INSTRUCTIONS FOR THE TASK: Copy everything in the data below exactly except the pictures.

Stored dataset items

*****

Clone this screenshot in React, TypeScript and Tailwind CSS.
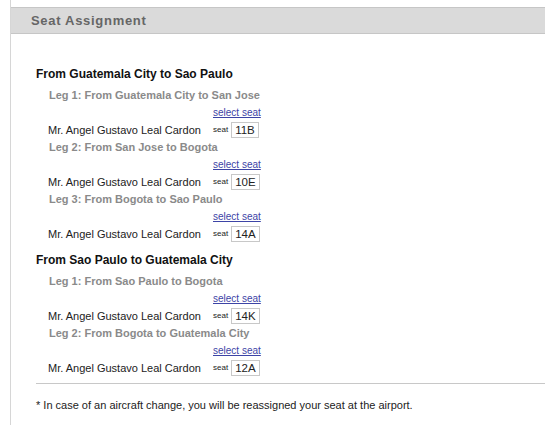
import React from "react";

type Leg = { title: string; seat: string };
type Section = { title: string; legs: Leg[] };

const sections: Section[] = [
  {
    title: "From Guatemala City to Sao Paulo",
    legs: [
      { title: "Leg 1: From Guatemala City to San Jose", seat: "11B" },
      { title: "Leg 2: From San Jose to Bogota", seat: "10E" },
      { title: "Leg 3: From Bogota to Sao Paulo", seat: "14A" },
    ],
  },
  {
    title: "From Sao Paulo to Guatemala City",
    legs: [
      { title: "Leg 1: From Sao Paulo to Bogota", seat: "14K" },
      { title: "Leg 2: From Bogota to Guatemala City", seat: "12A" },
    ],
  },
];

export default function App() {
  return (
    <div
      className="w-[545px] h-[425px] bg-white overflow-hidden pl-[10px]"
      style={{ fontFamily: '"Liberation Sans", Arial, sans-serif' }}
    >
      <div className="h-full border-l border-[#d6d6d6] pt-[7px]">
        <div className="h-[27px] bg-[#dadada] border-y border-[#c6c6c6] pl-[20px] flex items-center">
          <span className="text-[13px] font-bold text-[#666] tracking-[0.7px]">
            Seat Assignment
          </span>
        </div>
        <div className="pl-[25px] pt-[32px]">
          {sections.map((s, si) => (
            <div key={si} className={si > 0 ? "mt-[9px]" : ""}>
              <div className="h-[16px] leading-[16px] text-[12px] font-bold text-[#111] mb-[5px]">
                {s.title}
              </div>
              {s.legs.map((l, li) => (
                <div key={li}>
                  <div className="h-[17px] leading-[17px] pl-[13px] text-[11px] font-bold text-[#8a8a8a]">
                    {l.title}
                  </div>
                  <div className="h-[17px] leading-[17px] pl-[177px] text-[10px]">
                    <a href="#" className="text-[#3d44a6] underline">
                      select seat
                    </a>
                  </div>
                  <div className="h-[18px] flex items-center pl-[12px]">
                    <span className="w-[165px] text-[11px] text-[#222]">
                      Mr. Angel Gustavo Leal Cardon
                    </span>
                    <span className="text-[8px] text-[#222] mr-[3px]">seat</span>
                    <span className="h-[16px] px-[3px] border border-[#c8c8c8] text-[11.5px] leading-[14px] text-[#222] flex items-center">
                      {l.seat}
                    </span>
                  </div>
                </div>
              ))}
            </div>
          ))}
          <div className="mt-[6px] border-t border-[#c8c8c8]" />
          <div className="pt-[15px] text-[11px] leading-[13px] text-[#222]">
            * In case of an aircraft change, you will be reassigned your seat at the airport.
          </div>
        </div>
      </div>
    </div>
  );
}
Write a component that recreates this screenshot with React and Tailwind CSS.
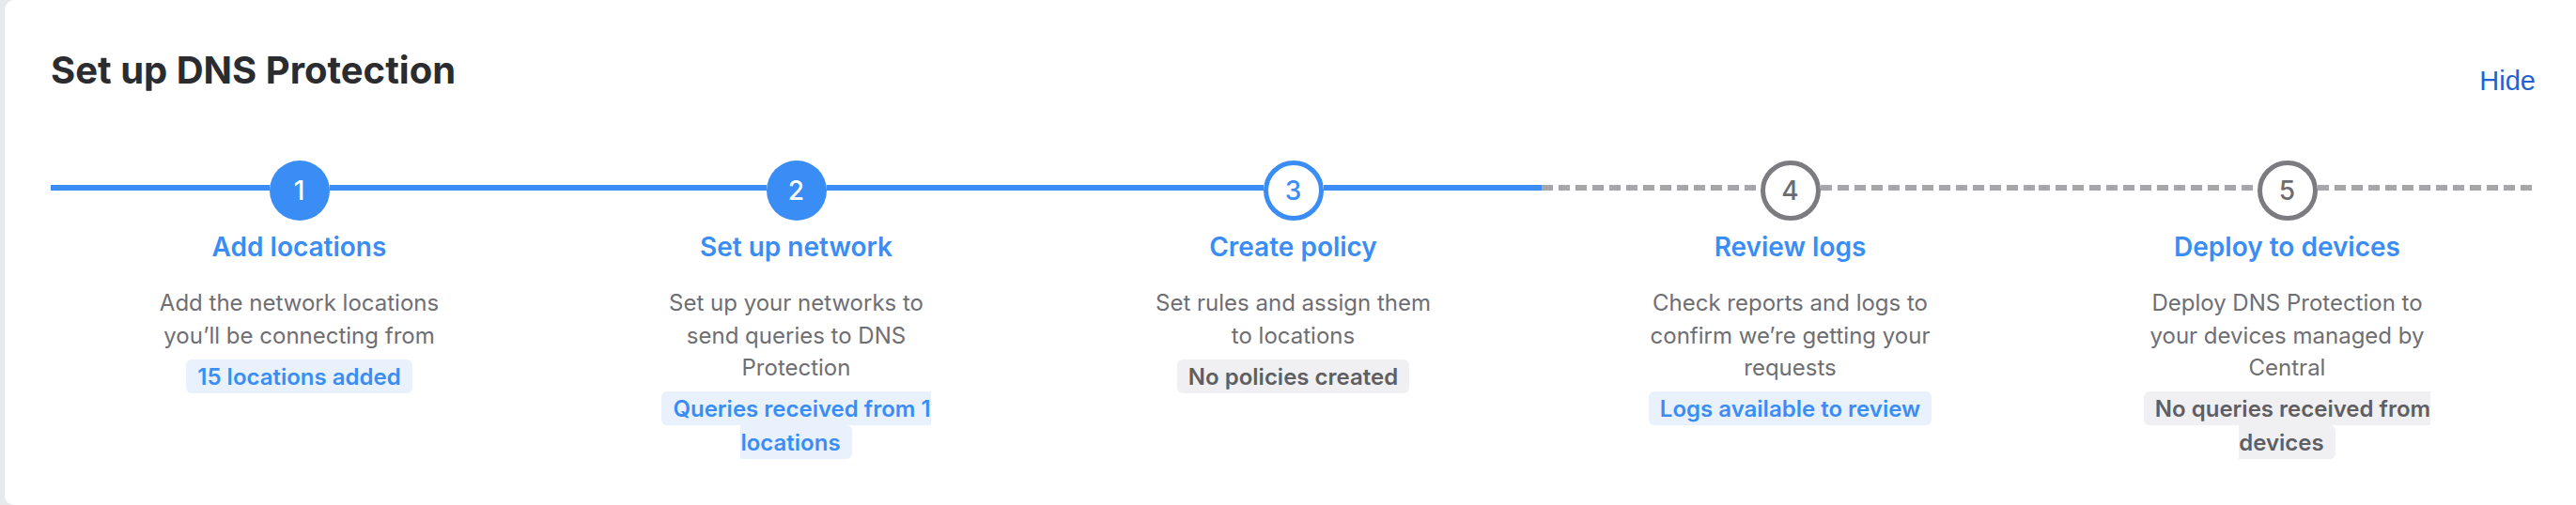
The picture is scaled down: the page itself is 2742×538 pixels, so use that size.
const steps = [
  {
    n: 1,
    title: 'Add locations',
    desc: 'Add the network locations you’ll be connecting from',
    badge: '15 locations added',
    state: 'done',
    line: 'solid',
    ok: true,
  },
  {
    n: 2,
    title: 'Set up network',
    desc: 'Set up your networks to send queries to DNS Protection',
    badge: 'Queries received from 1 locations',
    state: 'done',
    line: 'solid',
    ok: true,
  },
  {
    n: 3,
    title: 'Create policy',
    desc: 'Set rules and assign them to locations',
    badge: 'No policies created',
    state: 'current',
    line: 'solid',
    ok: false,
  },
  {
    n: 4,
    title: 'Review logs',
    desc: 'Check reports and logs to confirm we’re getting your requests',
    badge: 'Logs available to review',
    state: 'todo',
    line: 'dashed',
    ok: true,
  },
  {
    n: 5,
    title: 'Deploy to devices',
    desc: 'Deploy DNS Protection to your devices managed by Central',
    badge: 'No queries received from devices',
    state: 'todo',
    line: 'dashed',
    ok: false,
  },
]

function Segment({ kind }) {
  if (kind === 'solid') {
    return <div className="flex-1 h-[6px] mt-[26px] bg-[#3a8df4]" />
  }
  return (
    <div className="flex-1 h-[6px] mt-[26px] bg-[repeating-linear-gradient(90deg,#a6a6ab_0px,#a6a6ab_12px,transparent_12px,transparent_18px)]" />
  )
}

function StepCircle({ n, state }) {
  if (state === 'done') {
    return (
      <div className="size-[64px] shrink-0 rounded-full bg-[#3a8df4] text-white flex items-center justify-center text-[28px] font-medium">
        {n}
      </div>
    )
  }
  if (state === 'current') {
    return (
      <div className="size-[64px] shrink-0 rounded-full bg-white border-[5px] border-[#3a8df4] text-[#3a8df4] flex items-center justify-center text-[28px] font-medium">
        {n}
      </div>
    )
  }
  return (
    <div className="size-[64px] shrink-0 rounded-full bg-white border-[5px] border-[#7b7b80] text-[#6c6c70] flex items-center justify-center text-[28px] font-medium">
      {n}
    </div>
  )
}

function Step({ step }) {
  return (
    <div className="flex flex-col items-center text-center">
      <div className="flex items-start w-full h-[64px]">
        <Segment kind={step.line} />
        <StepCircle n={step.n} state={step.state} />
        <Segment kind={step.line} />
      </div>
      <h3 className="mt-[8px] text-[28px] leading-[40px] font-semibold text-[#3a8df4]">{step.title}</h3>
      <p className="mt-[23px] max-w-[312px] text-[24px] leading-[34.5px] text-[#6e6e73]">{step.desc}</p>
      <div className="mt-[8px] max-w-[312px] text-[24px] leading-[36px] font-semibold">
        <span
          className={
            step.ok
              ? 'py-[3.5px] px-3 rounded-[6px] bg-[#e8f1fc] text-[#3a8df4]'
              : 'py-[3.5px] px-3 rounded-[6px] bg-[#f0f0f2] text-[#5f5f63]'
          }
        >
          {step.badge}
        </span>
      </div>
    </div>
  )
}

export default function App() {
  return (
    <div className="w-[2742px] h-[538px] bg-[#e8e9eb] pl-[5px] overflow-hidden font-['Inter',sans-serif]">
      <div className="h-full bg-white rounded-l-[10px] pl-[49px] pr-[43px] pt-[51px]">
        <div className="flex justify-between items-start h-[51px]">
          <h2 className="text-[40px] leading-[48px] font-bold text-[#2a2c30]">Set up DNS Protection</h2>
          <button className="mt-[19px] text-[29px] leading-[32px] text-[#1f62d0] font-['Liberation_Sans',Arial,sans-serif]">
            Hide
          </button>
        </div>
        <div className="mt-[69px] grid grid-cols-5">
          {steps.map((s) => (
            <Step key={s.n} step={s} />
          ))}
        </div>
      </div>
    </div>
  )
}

*****

OUTPUT OF THE TASK:
Clone this screenshot in React, TypeScript and Tailwind CSS.
import React from "react";

type Leg = { title: string; seat: string };
type Section = { title: string; legs: Leg[] };

const sections: Section[] = [
  {
    title: "From Guatemala City to Sao Paulo",
    legs: [
      { title: "Leg 1: From Guatemala City to San Jose", seat: "11B" },
      { title: "Leg 2: From San Jose to Bogota", seat: "10E" },
      { title: "Leg 3: From Bogota to Sao Paulo", seat: "14A" },
    ],
  },
  {
    title: "From Sao Paulo to Guatemala City",
    legs: [
      { title: "Leg 1: From Sao Paulo to Bogota", seat: "14K" },
      { title: "Leg 2: From Bogota to Guatemala City", seat: "12A" },
    ],
  },
];

export default function App() {
  return (
    <div
      className="w-[545px] h-[425px] bg-white overflow-hidden pl-[10px]"
      style={{ fontFamily: '"Liberation Sans", Arial, sans-serif' }}
    >
      <div className="h-full border-l border-[#d6d6d6] pt-[7px]">
        <div className="h-[27px] bg-[#dadada] border-y border-[#c6c6c6] pl-[20px] flex items-center">
          <span className="text-[13px] font-bold text-[#666] tracking-[0.7px]">
            Seat Assignment
          </span>
        </div>
        <div className="pl-[25px] pt-[32px]">
          {sections.map((s, si) => (
            <div key={si} className={si > 0 ? "mt-[9px]" : ""}>
              <div className="h-[16px] leading-[16px] text-[12px] font-bold text-[#111] mb-[5px]">
                {s.title}
              </div>
              {s.legs.map((l, li) => (
                <div key={li}>
                  <div className="h-[17px] leading-[17px] pl-[13px] text-[11px] font-bold text-[#8a8a8a]">
                    {l.title}
                  </div>
                  <div className="h-[17px] leading-[17px] pl-[177px] text-[10px]">
                    <a href="#" className="text-[#3d44a6] underline">
                      select seat
                    </a>
                  </div>
                  <div className="h-[18px] flex items-center pl-[12px]">
                    <span className="w-[165px] text-[11px] text-[#222]">
                      Mr. Angel Gustavo Leal Cardon
                    </span>
                    <span className="text-[8px] text-[#222] mr-[3px]">seat</span>
                    <span className="h-[16px] px-[3px] border border-[#c8c8c8] text-[11.5px] leading-[14px] text-[#222] flex items-center">
                      {l.seat}
                    </span>
                  </div>
                </div>
              ))}
            </div>
          ))}
          <div className="mt-[6px] border-t border-[#c8c8c8]" />
          <div className="pt-[15px] text-[11px] leading-[13px] text-[#222]">
            * In case of an aircraft change, you will be reassigned your seat at the airport.
          </div>
        </div>
      </div>
    </div>
  );
}
Write a component that recreates this screenshot with React and Tailwind CSS.
The picture is scaled down: the page itself is 2742×538 pixels, so use that size.
const steps = [
  {
    n: 1,
    title: 'Add locations',
    desc: 'Add the network locations you’ll be connecting from',
    badge: '15 locations added',
    state: 'done',
    line: 'solid',
    ok: true,
  },
  {
    n: 2,
    title: 'Set up network',
    desc: 'Set up your networks to send queries to DNS Protection',
    badge: 'Queries received from 1 locations',
    state: 'done',
    line: 'solid',
    ok: true,
  },
  {
    n: 3,
    title: 'Create policy',
    desc: 'Set rules and assign them to locations',
    badge: 'No policies created',
    state: 'current',
    line: 'solid',
    ok: false,
  },
  {
    n: 4,
    title: 'Review logs',
    desc: 'Check reports and logs to confirm we’re getting your requests',
    badge: 'Logs available to review',
    state: 'todo',
    line: 'dashed',
    ok: true,
  },
  {
    n: 5,
    title: 'Deploy to devices',
    desc: 'Deploy DNS Protection to your devices managed by Central',
    badge: 'No queries received from devices',
    state: 'todo',
    line: 'dashed',
    ok: false,
  },
]

function Segment({ kind }) {
  if (kind === 'solid') {
    return <div className="flex-1 h-[6px] mt-[26px] bg-[#3a8df4]" />
  }
  return (
    <div className="flex-1 h-[6px] mt-[26px] bg-[repeating-linear-gradient(90deg,#a6a6ab_0px,#a6a6ab_12px,transparent_12px,transparent_18px)]" />
  )
}

function StepCircle({ n, state }) {
  if (state === 'done') {
    return (
      <div className="size-[64px] shrink-0 rounded-full bg-[#3a8df4] text-white flex items-center justify-center text-[28px] font-medium">
        {n}
      </div>
    )
  }
  if (state === 'current') {
    return (
      <div className="size-[64px] shrink-0 rounded-full bg-white border-[5px] border-[#3a8df4] text-[#3a8df4] flex items-center justify-center text-[28px] font-medium">
        {n}
      </div>
    )
  }
  return (
    <div className="size-[64px] shrink-0 rounded-full bg-white border-[5px] border-[#7b7b80] text-[#6c6c70] flex items-center justify-center text-[28px] font-medium">
      {n}
    </div>
  )
}

function Step({ step }) {
  return (
    <div className="flex flex-col items-center text-center">
      <div className="flex items-start w-full h-[64px]">
        <Segment kind={step.line} />
        <StepCircle n={step.n} state={step.state} />
        <Segment kind={step.line} />
      </div>
      <h3 className="mt-[8px] text-[28px] leading-[40px] font-semibold text-[#3a8df4]">{step.title}</h3>
      <p className="mt-[23px] max-w-[312px] text-[24px] leading-[34.5px] text-[#6e6e73]">{step.desc}</p>
      <div className="mt-[8px] max-w-[312px] text-[24px] leading-[36px] font-semibold">
        <span
          className={
            step.ok
              ? 'py-[3.5px] px-3 rounded-[6px] bg-[#e8f1fc] text-[#3a8df4]'
              : 'py-[3.5px] px-3 rounded-[6px] bg-[#f0f0f2] text-[#5f5f63]'
          }
        >
          {step.badge}
        </span>
      </div>
    </div>
  )
}

export default function App() {
  return (
    <div className="w-[2742px] h-[538px] bg-[#e8e9eb] pl-[5px] overflow-hidden font-['Inter',sans-serif]">
      <div className="h-full bg-white rounded-l-[10px] pl-[49px] pr-[43px] pt-[51px]">
        <div className="flex justify-between items-start h-[51px]">
          <h2 className="text-[40px] leading-[48px] font-bold text-[#2a2c30]">Set up DNS Protection</h2>
          <button className="mt-[19px] text-[29px] leading-[32px] text-[#1f62d0] font-['Liberation_Sans',Arial,sans-serif]">
            Hide
          </button>
        </div>
        <div className="mt-[69px] grid grid-cols-5">
          {steps.map((s) => (
            <Step key={s.n} step={s} />
          ))}
        </div>
      </div>
    </div>
  )
}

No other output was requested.